Island Hopping around the Cyclades, Greece: Part I



What to do? Where to go? It’s early summer in Athens and the July heat is in full swing. It’s been in the mid-30s since last month. Not that I’m complaining. Having been born and raised in London, I’ll take the heat without too much of a problem. To add to that, this past year has been an eventful one personally and I always find that travelling to new places is a great tonic and a chance to look back on certain events and at the same time look ahead.

One of the wonderful advantages of living in Athens is its proximity to the countless islands the country boasts. So I have some time off now and decided to focus my attention on the Cyclades in the western Aegean. The word derives from the ‘Kyklos’, which is Greek for circle because the islands form one. The most well known in terms of tourism is probably Mykonos. I decide to go for the quieter ones – the ones that have retained a sense of simplicity. When you go to one of those islands, in a way it’s almost like stepping back into the 70s or 80s with their somewhat basic infrastructure.

First though, I wanted to look for a hotel that I could book with for the entire journey. It helps to be able to find some continuity when it comes to accommodation, especially when travelling from one island to another in a short time frame. After a few searches, one kept cropping up; a relatively new family-owned chain called Aria Hotels; They have a modest number of Boutique Hotels, Villas and Beach Houses. I guessed quality and not quantity.

So although I planned to visit three islands, it was as if all my bookings had been done under one reservation. You can’t go wrong when it comes to simplifying.
So with accommodation and travel all set (regular ferries go to all the Cyclades from Pireaus), I was off. Here’s my short travel diary. First stop – Serifos.

The main appeal is that this island still avoids mass tourism unlike some of the neighbouring ones – namely Mykonos or Santorini. After catching an early ferry from Pireaus, the main port of Athens, We arrived in Serifos around midday and checked into Aria Hotel’s villa towards the north of the island and situated quite high up, which made for an impressive view.2016-07-22-1469213326-1490359-IMG_3240.JPG


With the help of Stelios, who manages the villa, we managed to rent a car, which was lucky given the high demand. While getting around by bus and taxi isn’t an issue in Serifos, renting a car is the best option if you want to see everything as it gives you the flexibility of your own schedule.
Our first stop was Chora (the main town). As with most of the Cyclades, the main towns were originally built high up and out of sight from pirates who roamed the seas during that era. After walking around, we came across a small square and a restaurant ‘Stou Stratou’. The turquoise chairs against the white stone pathways made it a unique setting for a restaurant. The owners were friendly and the food was good. A definite must when you feel like something good to eat and a cold beer.

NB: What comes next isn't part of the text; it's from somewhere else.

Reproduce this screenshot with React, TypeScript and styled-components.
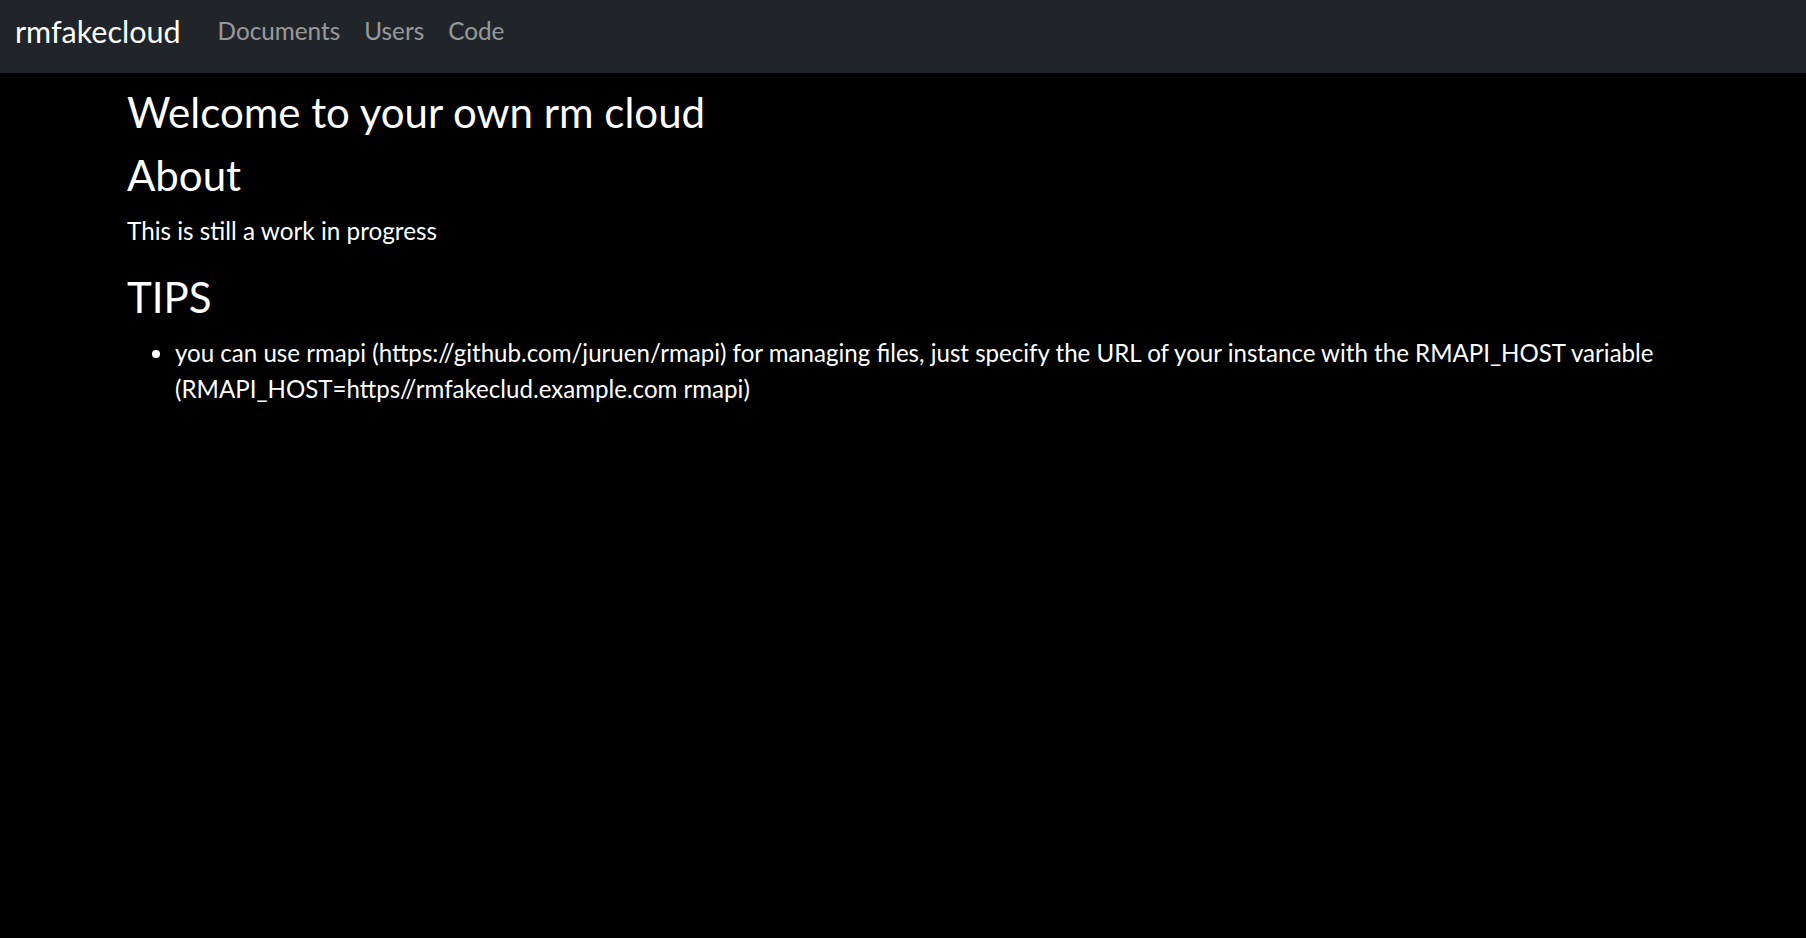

From there, we took a walk up to the ‘Kastro’ meaning castle, which overlooked the main port. The view made it worth the walk – you can’t help but just take a few moments to admire it.



That was followed by a visit to a beach, ‘Kalo Ampeli’. Due to there being no access by road, it ended up being a quite hike to get to, but it was worth it – quiet and peaceful. By the time we’d got back after a quick dinner, we were pretty pleased with an eventful day that had started at 4am in Athens.

Our second and only full day in Serifos started early with another visit to one of its numerous beaches before venturing down to the port. The beach, ‘Ganema’, like the previous one we had been to, fairly quiet, which may have been due to it not being high-season. Nevertheless, it’s worth a visit.
That evening, we went back to Chora for an early dinner before heading back to the villa.


The next morning it was a quick and seamless checkout. Stelios gave us a ride back to the ferry. Staying at Aria Hotels has been great so far and I’m looking forward to seeing the next hotel because I read that it’s a converted windmill, which will be a new experience. All in all it was a good start to the hat trick of islands. It makes you realise how unique Greek islands are. You just can’t find this anywhere else.